A U.S. District Court has rejected the appeal of a citizens group which sought to deny the permits granted by the U.S. Forest Service for the Deerfield Wind project to put up wind turbines on national forest land in Searsburg.
In a 28-page decision released Christmas Eve, Judge Gavin Murtha denied all the claims made by the group, Vermonters for a Clean Environment, or VCE. The group’s members include Annette Smith, a prominent environmental activist, and Tyler Resch, a former member of the Shaftsbury Select Board.
The 15-turbine wind project is being proposed by Deerfield, a subsidiary of Iberdrola Renewables, the U.S. division of a Spanish company. On its website, Iberdrola describes itself as having a history that goes back more than a century.
Paul Copleman, a spokesman for Iberdrola, said last week that company officials had not had much time to review the decision in depth yet because it was released during the holiday season. However, he said Iberdrola was happy with the judge’s ruling.
“We’re pleased and hopeful that this clear ruling sets us on a path to move the project forward,” he said.
In a statement, Resch said he still opposed the wind project.
“This disappointing decision opens the way to the desecration of some extensive and beautiful uninhabited southern Vermont wilderness, an irreplaceable resource for recreation and tourism,” he said.
“The decision will add to the press of ‘civilization’ pushing aside the habitat of bear, deer, birds and bats,” Resch added. “It also makes a mockery of the concept of congressionally designated wilderness areas.”
Permits for the project, which originally called for 20 to 30 turbines, were first requested more than 10 years ago. By the time the Forest Service approved a special permit for the wind farm in 2012, the proposal had been adjusted to 15 turbines, seven on a ridgeline east of Route 8, where there were already 11 wind turbines, and eight on the ridgeline west of Route 8.
VCE asked the U.S. District Court to block the permit granted by the Forest Service or send it back for further environmental study.
At a hearing in Brattleboro in July, VCE attorney Stephen Saltonstall argued that the Forest Service was ignoring the National Environmental Policy Act and the potential harm to the view, the bats that live in the area and the nearby George D. Aiken Wilderness.
In his decision, however, the judge denied all the claims made by VCE.
Murtha cited previous court findings that concluded the decision of a federal agency such as the Forest Service could only be overturned if the decision was “arbitrary, capricious (or) an abuse of discretion.” He said the court couldn’t substitute its own judgment for that of the agency.
The decision also points out that the Forest Service was not obligated to reject the proposal just because there were some impacts to the environment, if those impacts were identified, acknowledged and minimized.

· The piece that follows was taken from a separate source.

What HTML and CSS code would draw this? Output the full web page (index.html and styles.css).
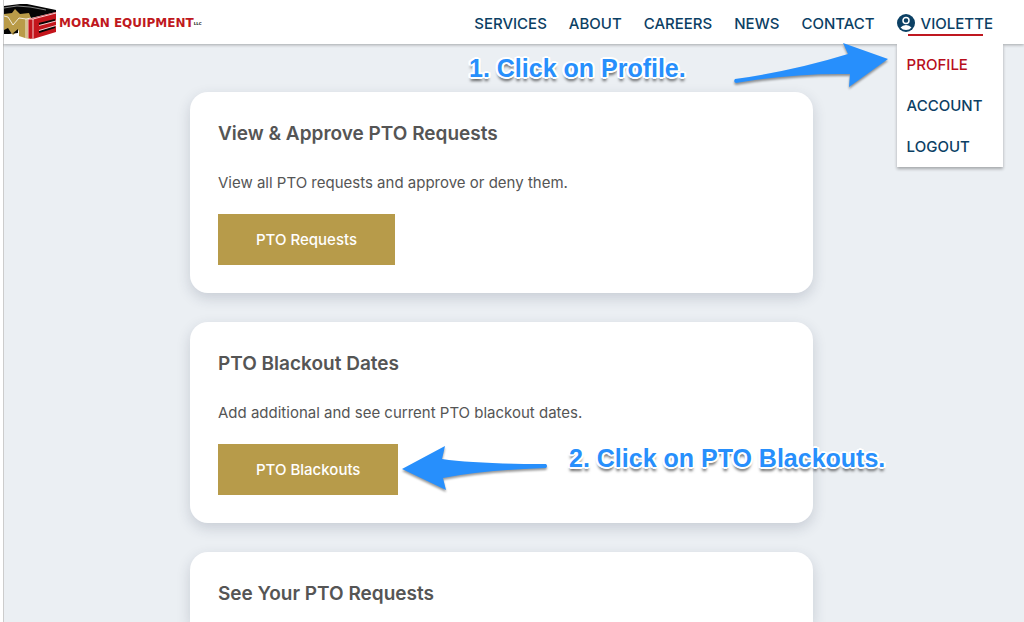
FILE: index.html
```html
<!DOCTYPE html>
<html lang="en">
<head>
<meta charset="utf-8">
<meta name="viewport" content="width=device-width, initial-scale=1">
<title>Moran Equipment – PTO</title>
<link rel="stylesheet" href="styles.css">
</head>
<body>
<header class="header">
  <a class="brand" href="#">
    <svg class="brand-mark" viewBox="4 2 53 37" aria-hidden="true">
      <path fill="#050505" d="M4 5 20 3 27 3 56 9 56 11 31 17 4 14z"/>
      <path fill="none" stroke="#ddd" stroke-width=".6" d="M4 7 17 5 30 6 46 9"/>
      <path fill="#b99b48" d="M4 13 12 12 15 8 20 13 29 12 31 17 31 38 25 37 19 35 19 29 13 34 8 28 7 32 4 32z"/>
      <path fill="#050505" d="M4 29 8 27 12 33 18 28 18 32 9 33 4 33z"/>
      <path fill="none" stroke="#fff" stroke-width=".8" d="M4 15 8 16 13 24 19 17 26 18 31 17M26 18 26 37"/>
      <path fill="#c4151c" d="M28 18 31 17.500 56 11 56 31 33 38 28 37z"/>
      <path fill="none" stroke="#fff" stroke-width=".8" d="M28 18 33 18 33 38M33 18 56 12M28 18 28 37"/>
      <path fill="none" stroke="#050505" stroke-width="2" d="M39 23 55 19M39 31 55 26"/>
      <path fill="none" stroke="#fff" stroke-width=".8" d="M39 24.500 56 20M39 29.500 56 24.500"/>
    </svg>
    <span class="brand-name">MORAN EQUIPMENT</span><span class="brand-suffix">LLC</span>
  </a>
  <nav class="nav" aria-label="Main">
    <a class="nav-link" href="#">SERVICES</a>
    <a class="nav-link" href="#">ABOUT</a>
    <a class="nav-link" href="#">CAREERS</a>
    <a class="nav-link" href="#">NEWS</a>
    <a class="nav-link" href="#">CONTACT</a>
    <div class="account">
      <a class="nav-link account-link" href="#">
        <svg class="account-icon" viewBox="0 0 18 18" aria-hidden="true">
          <circle cx="9" cy="9" r="9" fill="#0b4064"/>
          <circle cx="9" cy="6.500" r="3" fill="none" stroke="#fff" stroke-width="1.500"/>
          <path d="M3.500 13.500Q5.500 11 9 11t5.500 2.500Q12.500 16 9 16t-5.500-2.500z" fill="#fff"/>
        </svg>
        <span>VIOLETTE</span>
      </a>
      <div class="menu">
        <a class="menu-link menu-link-active" href="#">PROFILE</a>
        <a class="menu-link" href="#">ACCOUNT</a>
        <a class="menu-link" href="#">LOGOUT</a>
      </div>
    </div>
  </nav>
</header>
<main class="main">
  <div class="cards">
    <section class="card">
      <h2 class="card-title">View &amp; Approve PTO Requests</h2>
      <p class="card-text">View all PTO requests and approve or deny them.</p>
      <button class="button" type="button">PTO Requests</button>
    </section>
    <section class="card">
      <h2 class="card-title">PTO Blackout Dates</h2>
      <p class="card-text">Add additional and see current PTO blackout dates.</p>
      <button class="button" type="button">PTO Blackouts</button>
    </section>
    <section class="card">
      <h2 class="card-title">See Your PTO Requests</h2>
    </section>
  </div>
</main>
<p class="note note-profile">1. Click on Profile.</p>
<svg class="arrow arrow-profile" viewBox="0 0 156 46" aria-hidden="true">
  <path d="M2 37Q60 29 115 12L110 1 155 17 116 45 117 32Q60 31 3 41 0 40 2 37z"/>
</svg>
<p class="note note-blackouts">2. Click on PTO Blackouts.</p>
<svg class="arrow arrow-blackouts" viewBox="0 0 146 46" aria-hidden="true">
  <path d="M0 23 43 0 40 13Q75 18 144 18 146 20 144 22 80 24 41 32L44 44z"/>
</svg>
</body>
</html>
```
FILE: styles.css
```css
* {
  box-sizing: border-box;
}

body {
  margin: 0;
  position: relative;
  height: 100vh;
  overflow: hidden;
  border-left: 3px solid #fff;
  background: #ebeff3;
  color: #555;
  font-family: Inter, "Open Sans", sans-serif;
  font-size: 15px;
}

a {
  color: inherit;
  text-decoration: none;
}

.header {
  position: relative;
  z-index: 1;
  display: flex;
  justify-content: space-between;
  height: 44px;
  padding-right: 31px;
  border-left: 1px solid #ccc;
  background: #fff;
  box-shadow: 0 1px 3px rgba(0, 0, 0, 0.3);
}

.brand {
  display: flex;
  align-items: center;
  padding-bottom: 2px;
  color: #bf1820;
  font-family: "DejaVu Sans", sans-serif;
  font-weight: 700;
}

.brand-mark {
  width: 53px;
  height: 37px;
  margin-right: 2px;
}

.brand-name {
  padding-top: 4px;
  font-size: 12px;
}

.brand-suffix {
  padding-top: 4px;
  color: #222;
  font-size: 4px;
}

.nav {
  display: flex;
  gap: 22px;
  color: #0b4064;
  font-weight: 500;
}

.nav-link {
  display: flex;
  align-items: center;
  height: 46px;
}

.account {
  position: relative;
}

.account-link {
  gap: 6px;
}

.account-link::after {
  content: "";
  position: absolute;
  top: 34px;
  left: 11px;
  right: 10px;
  height: 2px;
  background: #bf1820;
}

.account-icon {
  width: 18px;
  height: 18px;
}

.menu {
  position: absolute;
  top: 44px;
  left: 0;
  right: -10px;
  background: #fff;
  box-shadow: 0 2px 3px rgba(0, 0, 0, 0.3);
  clip-path: inset(0 -8px -8px);
}

.menu-link {
  display: block;
  padding-left: 10px;
  line-height: 41px;
}

.menu-link-active {
  color: #b80f1d;
}

.main {
  display: grid;
  grid-template-columns: 186fr 623fr 211fr;
  height: calc(100vh - 44px);
  overflow: hidden;
  padding-top: 48px;
  border-left: 1px solid #ccc;
}

.cards {
  grid-column: 2;
  display: grid;
  grid-template-rows: auto auto 1fr;
  gap: 29px;
}

.card {
  padding: 28px;
  border-radius: 18px;
  background: #fff;
  box-shadow: 0 5px 14px rgba(40, 50, 80, 0.18);
}

.card:last-child {
  padding-bottom: 0;
  border-radius: 18px 18px 0 0;
}

.card-title {
  margin: 0 0 25px;
  font-size: 19px;
  font-weight: 600;
  line-height: 27px;
}

.card:last-child .card-title {
  margin-bottom: 0;
}

.card-text {
  margin: 0 0 20px;
  font-size: 15px;
  line-height: 22px;
}

.button {
  display: block;
  height: 51px;
  padding: 0 38px;
  border: 0;
  background: #b79b4a;
  color: #fff;
  font: inherit;
  font-weight: 500;
}

.note {
  position: absolute;
  z-index: 2;
  margin: 0;
  color: #278ffc;
  font-family: "Liberation Sans", Arial, sans-serif;
  font-size: 25px;
  font-weight: 700;
  line-height: 30px;
  white-space: nowrap;
  text-shadow: 2px 0 #fff, -2px 0 #fff, 0 2px #fff, 0 -2px #fff,
    1px 1px #fff, -1px 1px #fff, 1px -1px #fff, -1px -1px #fff,
    2px 1px #fff, -2px 1px #fff, 2px -1px #fff, -2px -1px #fff,
    0 4px 3px rgba(0, 0, 0, 0.6);
}

.note-profile {
  top: 53px;
  left: 466px;
}

.note-blackouts {
  top: 443px;
  left: 566px;
}

.arrow {
  position: absolute;
  z-index: 2;
  overflow: visible;
  fill: #278ffc;
  filter: drop-shadow(0 2px 1px rgba(0, 0, 0, 0.4));
}

.arrow-profile {
  top: 42px;
  left: 730px;
  width: 156px;
  height: 46px;
}

.arrow-blackouts {
  top: 446px;
  left: 399px;
  width: 146px;
  height: 46px;
}
```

The impact to the Aiken Wilderness was identified by the Forest Service, but its decision showed confidence that the project’s design criteria and the requirements of a certificate of public good, which the Public Service Board issued in 2009, would be sufficient to minimize the impact.
The permit appeal asked for further study of the impact on the bat population. The mortality rate of bats affected by white-nose syndrome increased dramatically after the Forest Service’s study, on which its decision was based, was completed.
Murtha noted a supplementary report from the Forest Service finding that the wind project’s impact on the bat population was not tied to the estimate of white-nose syndrome deaths.
“The Forest Service, through the (supplementary report), acknowledged and considered the increased estimate and determined it did not render the existing analysis of potential impacts inadequate,” Murtha said.
Smith, in an email, disagreed with the court’s decision and said “a lot has changed” since PSB approval was granted in 2009.
“We have all learned from Sheffield, Lowell and Georgia Mountain, especially about how far the noise travels and how destructive it is,” Smith said.
“The (Public Service Board) has the opportunity to use its improved knowledge as it re-evaluates the use of taller turbines with longer blades and how that can cause harm to neighbors, wildlife, and destroy the qualities that created the George D. Aiken Wilderness,” she said.
Copleman said because the decision was released only recently and at the end of the year, he had no information yet on when the next steps for the project might take place.